Interface markup and scripts:
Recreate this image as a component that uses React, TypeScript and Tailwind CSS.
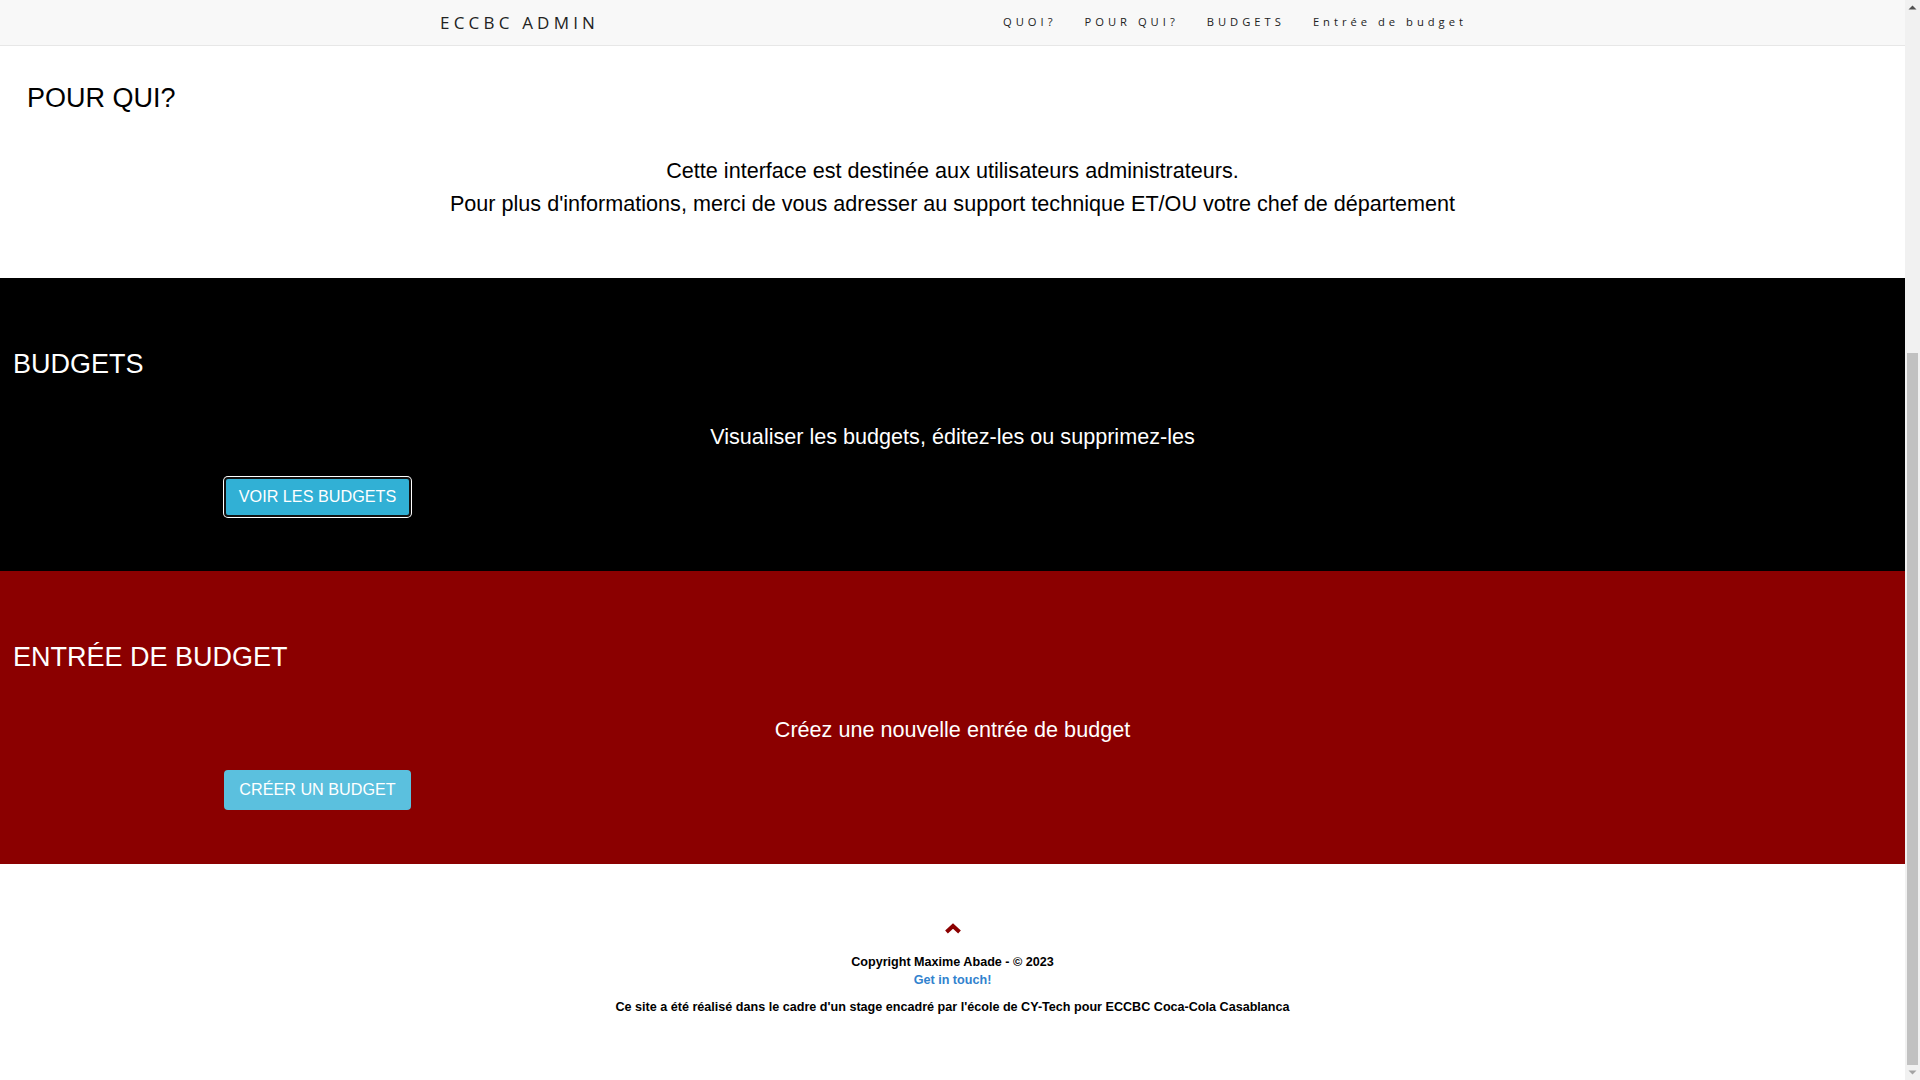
import React from 'react'

const navLinks = ['QUOI?', 'POUR QUI?', 'BUDGETS', 'Entrée de budget']

function NavBar() {
  return (
    <nav className="flex h-[46px] items-center border-b border-[#e7e7e7] bg-[#f8f8f8] font-['Open_Sans',sans-serif] text-[#222]">
      <div className="ml-[440px] w-[563px] text-[17px] tracking-[4.2px] mt-[1px]">ECCBC ADMIN</div>
      <ul className="flex items-center gap-[28px] text-[11.2px] tracking-[4px]">
        {navLinks.map((l) => (
          <li key={l}>{l}</li>
        ))}
      </ul>
    </nav>
  )
}

function Section({
  title,
  text,
  button,
  className,
  titleClass,
  buttonClass,
}: {
  title: string
  text: string
  button: string
  className: string
  titleClass: string
  buttonClass: string
}) {
  return (
    <section className={`h-[293px] pt-[71px] text-white ${className}`}>
      <h2 className={`text-[27px] leading-[30px] ${titleClass}`}>{title}</h2>
      <p className="mt-[41px] text-center text-[21.6px] leading-[33px]">{text}</p>
      <div className="mt-[24px] pl-[224px]">
        <button className={`h-[40px] w-[187px] rounded-[4px] pb-[3px] text-[16.2px] leading-[20px] text-white ${buttonClass}`}>{button}</button>
      </div>
    </section>
  )
}

function Scrollbar() {
  return (
    <div className="flex h-[1080px] w-[15px] flex-col items-center bg-[#f1f1f1]">
      <svg width="15" height="15" viewBox="0 0 15 15">
        <path d="M3.5 9.5 L7.5 5.5 L11.5 9.5 Z" fill="#505050" />
      </svg>
      <div className="mt-[338px] h-[712px] w-[11px] bg-[#c1c1c1]" />
      <svg width="15" height="15" viewBox="0 0 15 15" className="mt-auto">
        <path d="M3.5 5.5 L7.5 9.5 L11.5 5.5 Z" fill="#a3a3a3" />
      </svg>
    </div>
  )
}

export default function App() {
  return (
    <div className="flex h-[1080px] w-[1920px] overflow-hidden bg-white font-['Liberation_Sans',Arial,sans-serif]">
      <div className="w-[1905px]">
        <NavBar />
        <section className="h-[232px] pt-[37px] text-black">
          <h2 className="pl-[27px] text-[27px] leading-[30px]">POUR QUI?</h2>
          <p className="mt-[41px] text-center text-[21.6px] leading-[33px]">
            Cette interface est destinée aux utilisateurs administrateurs.
            <br />
            Pour plus d'informations, merci de vous adresser au support technique ET/OU votre chef de département
          </p>
        </section>
        <Section
          title="BUDGETS"
          text="Visualiser les budgets, éditez-les ou supprimez-les"
          button="VOIR LES BUDGETS"
          className="bg-black"
          titleClass="pl-[13px]"
          buttonClass="bg-[#31b0d5] border-2 border-[#111] shadow-[0_0_0_1px_#fff]"
        />
        <Section
          title="ENTRÉE DE BUDGET"
          text="Créez une nouvelle entrée de budget"
          button="CRÉER UN BUDGET"
          className="bg-[#8b0000]"
          titleClass="pl-[13px]"
          buttonClass="bg-[#5bc0de]"
        />
        <footer className="flex h-[216px] flex-col items-center pt-[59px] text-[12.6px] font-bold text-black">
          <svg width="18" height="11" viewBox="0 0 18 11">
            <path d="M2.5 9 L9 3 L15.5 9" fill="none" stroke="#8b0000" strokeWidth="4" />
          </svg>
          <p className="mt-[19px] leading-[18px]">Copyright Maxime Abade - © 2023</p>
          <a className="leading-[18px] text-[#3182ce]">Get in touch!</a>
          <p className="mt-[9px] leading-[18px]">
            Ce site a été réalisé dans le cadre d'un stage encadré par l'école de CY-Tech pour ECCBC Coca-Cola Casablanca
          </p>
        </footer>
      </div>
      <Scrollbar />
    </div>
  )
}
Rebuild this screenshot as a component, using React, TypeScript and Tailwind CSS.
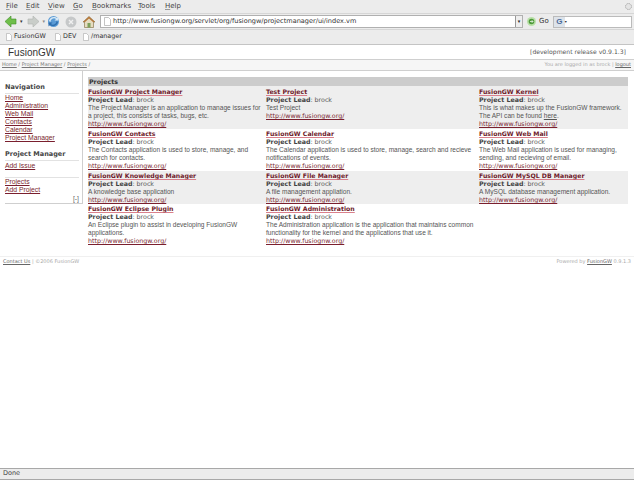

Exercise requirements: Check each line of the data above for the string "component", then report how many lines have it, with no other words.

Reply to the exercise: 2